Web dev at the end of the world, from Hveragerði, Iceland

Visual Studio Code extensions are much less secure than browser extensions or even npm packages

A trope old enough to date back to the dawn of software dev is when one vendor shits on another one in order to promote a new product of theirs.

A recent iteration of this is the following series of blog posts highlighting some of the many issues with Microsoft’s Visual Studio Code, all leading up to the announcement of a product that promises to (but won’t) fix the extension security problem.

(VirusTotal didn’t make a dent in the malware problem. This won’t either.)

Even though the motivation for the series is quite meh, the problems it observes are entirely accurate.

This is both and old problem and a long-exploited one. According to an unrelated article from last year that highlighted many of the same problems:

We’ve also discovered that some extensions may have already been taking advantage to exploit this attack vector.

The problems with Visual Studio Code are numerous (there’s a reason why I don’t use it any more). It has a ton of UX issues, but the poor security is a much more serious issue, although one that is practically standard for Microsoft products. (Seriously, they are much worse than other vendors when it comes to security.)

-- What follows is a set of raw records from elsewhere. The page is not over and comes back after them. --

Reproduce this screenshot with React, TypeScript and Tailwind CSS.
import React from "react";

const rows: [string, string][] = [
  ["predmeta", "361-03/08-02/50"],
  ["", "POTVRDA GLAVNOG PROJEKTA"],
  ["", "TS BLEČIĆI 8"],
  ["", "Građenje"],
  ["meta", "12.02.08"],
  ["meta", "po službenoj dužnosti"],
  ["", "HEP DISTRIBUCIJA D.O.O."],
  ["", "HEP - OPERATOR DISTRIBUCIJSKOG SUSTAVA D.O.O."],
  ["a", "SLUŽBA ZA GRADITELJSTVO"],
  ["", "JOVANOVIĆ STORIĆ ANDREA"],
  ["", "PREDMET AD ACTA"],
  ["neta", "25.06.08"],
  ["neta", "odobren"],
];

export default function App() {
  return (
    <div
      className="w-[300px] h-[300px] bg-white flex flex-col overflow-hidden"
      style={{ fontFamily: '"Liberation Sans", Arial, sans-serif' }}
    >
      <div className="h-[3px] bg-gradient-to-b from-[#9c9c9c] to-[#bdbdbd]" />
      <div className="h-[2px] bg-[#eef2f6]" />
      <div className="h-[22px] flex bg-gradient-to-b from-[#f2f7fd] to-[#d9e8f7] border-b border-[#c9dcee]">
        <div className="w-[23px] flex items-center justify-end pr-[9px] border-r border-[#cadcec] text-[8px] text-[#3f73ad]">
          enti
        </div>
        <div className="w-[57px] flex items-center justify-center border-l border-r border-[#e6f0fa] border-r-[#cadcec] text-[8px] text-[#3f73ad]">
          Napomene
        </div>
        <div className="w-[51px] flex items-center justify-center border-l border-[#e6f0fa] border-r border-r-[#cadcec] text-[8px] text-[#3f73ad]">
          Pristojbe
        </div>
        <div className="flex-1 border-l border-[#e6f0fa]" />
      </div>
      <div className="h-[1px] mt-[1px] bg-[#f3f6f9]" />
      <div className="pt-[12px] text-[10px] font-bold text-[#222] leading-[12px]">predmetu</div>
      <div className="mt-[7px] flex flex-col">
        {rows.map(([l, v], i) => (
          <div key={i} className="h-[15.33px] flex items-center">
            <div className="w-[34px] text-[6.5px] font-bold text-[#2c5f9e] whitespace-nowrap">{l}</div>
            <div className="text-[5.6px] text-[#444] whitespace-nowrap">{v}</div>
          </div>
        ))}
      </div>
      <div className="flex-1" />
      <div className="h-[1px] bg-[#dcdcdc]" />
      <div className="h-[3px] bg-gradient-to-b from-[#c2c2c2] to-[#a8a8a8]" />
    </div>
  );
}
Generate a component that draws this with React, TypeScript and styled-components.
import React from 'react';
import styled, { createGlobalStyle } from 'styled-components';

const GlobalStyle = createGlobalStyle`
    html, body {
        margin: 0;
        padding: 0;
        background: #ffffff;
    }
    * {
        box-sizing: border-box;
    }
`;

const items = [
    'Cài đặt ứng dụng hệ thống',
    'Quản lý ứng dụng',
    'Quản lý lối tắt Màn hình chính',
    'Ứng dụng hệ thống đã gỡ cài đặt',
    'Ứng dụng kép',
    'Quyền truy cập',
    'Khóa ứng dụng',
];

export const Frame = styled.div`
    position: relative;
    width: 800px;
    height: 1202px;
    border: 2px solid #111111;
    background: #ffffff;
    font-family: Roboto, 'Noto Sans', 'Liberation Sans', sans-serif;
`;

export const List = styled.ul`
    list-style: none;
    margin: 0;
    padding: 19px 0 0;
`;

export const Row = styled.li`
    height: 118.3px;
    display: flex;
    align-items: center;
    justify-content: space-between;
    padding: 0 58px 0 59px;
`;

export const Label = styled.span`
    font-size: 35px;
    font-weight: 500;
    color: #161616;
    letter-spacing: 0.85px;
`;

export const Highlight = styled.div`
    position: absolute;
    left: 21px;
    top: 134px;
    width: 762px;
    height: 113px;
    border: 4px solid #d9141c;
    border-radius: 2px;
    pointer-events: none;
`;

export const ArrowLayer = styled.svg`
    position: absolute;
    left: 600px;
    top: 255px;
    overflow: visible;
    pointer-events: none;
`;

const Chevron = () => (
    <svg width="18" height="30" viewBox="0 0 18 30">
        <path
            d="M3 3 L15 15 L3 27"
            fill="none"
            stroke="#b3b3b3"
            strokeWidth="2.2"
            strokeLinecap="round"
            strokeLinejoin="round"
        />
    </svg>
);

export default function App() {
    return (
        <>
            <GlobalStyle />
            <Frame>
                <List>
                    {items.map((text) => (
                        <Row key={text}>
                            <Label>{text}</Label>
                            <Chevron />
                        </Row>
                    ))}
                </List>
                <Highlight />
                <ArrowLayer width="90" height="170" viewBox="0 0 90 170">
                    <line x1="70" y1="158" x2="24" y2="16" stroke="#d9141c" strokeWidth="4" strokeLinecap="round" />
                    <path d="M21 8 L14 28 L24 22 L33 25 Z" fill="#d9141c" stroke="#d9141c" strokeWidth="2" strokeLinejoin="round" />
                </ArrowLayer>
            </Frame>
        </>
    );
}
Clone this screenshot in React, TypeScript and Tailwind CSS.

Some of the highlight problems from the above blog posts:

  • Extensions don’t have much in terms of permission management. An extension can do pretty much anything it wants, load what it wants, read and write what it wants, and run whatever it likes.
  • They automatically update, which makes a bait-and-switch tactic easy, where an attacker first publishes a legitimate extension but later updates it to include malware.
  • Publisher accounts are both commonly unverified and too easy to verify. All you need is a verified domain.
  • The information is just taken from a GitHub project and there apparently isn’t any verification that the project matches what’s in the extension, so an attacker could have an open source GitHub project while actually shipping different code with the extension.
  • You can install-bomb your way to increasing the install count of your extension. There’s no attempt to verify the data that is being used in the extension store to indicate popularity or trustworthiness.

The above issues mean that VS Code extensions are a bigger security issue than npm packages, for example. Unlike packages, extensions update and run in the background, usually throughout the developers entire work day.

Visual Studio Code isn’t the only extensible IDE to have these issues, but it is by far the largest. That means that the benefit to the malware maker is disproportionately bigger.

The upside of managing to deliver a seemingly innocuous but compromising extension is enormous.

So big, in fact, that it’d be foolish to think it isn’t already happening.